Tech founders and talent want to build in Europe. Let's empower them
TLDR
- Europe is gaining top tech talent and founder ambition, but fragmented visa and equity laws risk losing the next generation of $100B+ builders.
Key Takeaways
- 42% of respondents say it is more attractive to become a founder in Europe now; 85% of European founders say Europe is where they want to build.
- Europe’s tech workforce hit a record 3 million, with nearly half employed at VC-backed companies.
- Senior talent inflows are trending down among the most experienced workers, signaling a potential gap for future large-scale companies.
- Country-by-country employment and equity laws create friction: slow relocation, complex pan-European hiring, and weak stock option incentives for families and career-risk takers.
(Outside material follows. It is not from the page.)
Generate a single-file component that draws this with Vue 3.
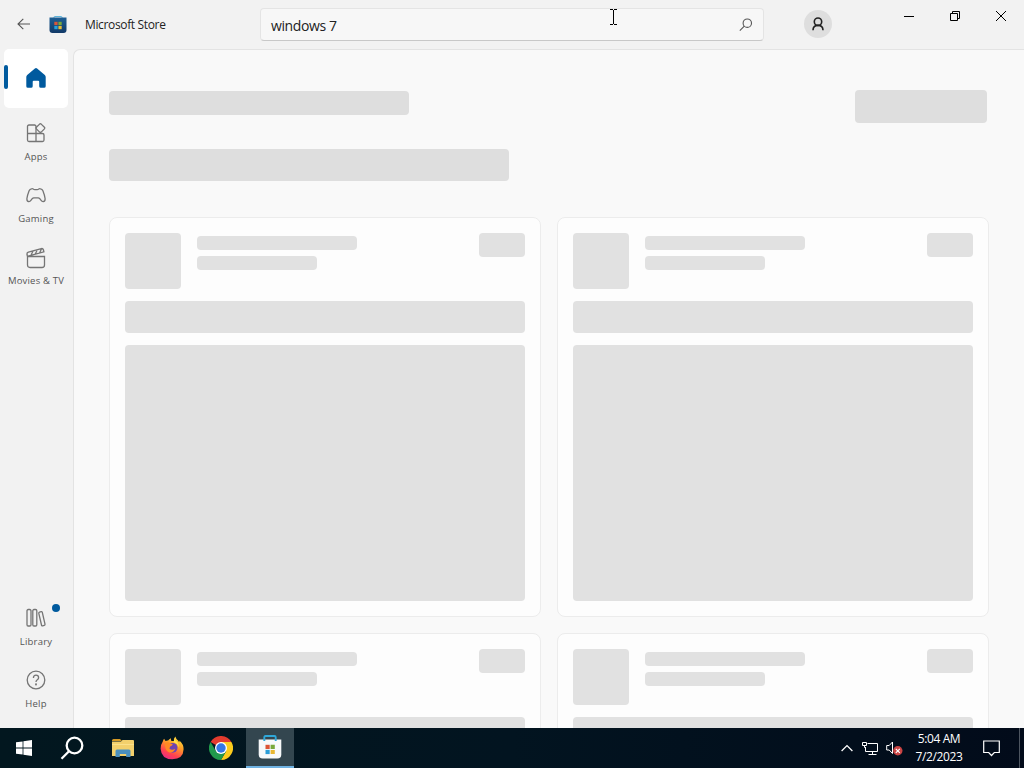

- Atomico calls for a single pan-EU plus UK visa process and a unified pre-IPO share treatment framework benchmarked to gold standards.
Why It Matters
- The US H-1B crackdown and China’s new K visa for STEM workers create a rare window for Europe to compete aggressively on talent policy.
- Revolut’s November secondary sale reportedly made over 200 current and former staff paper millionaires, showing equity upside is real but still depends on individual company events rather than systemic policy.
- Without unified policy changes, the European Investment Bank and European Commission data suggest startups may continue relocating to the US to access larger talent pools.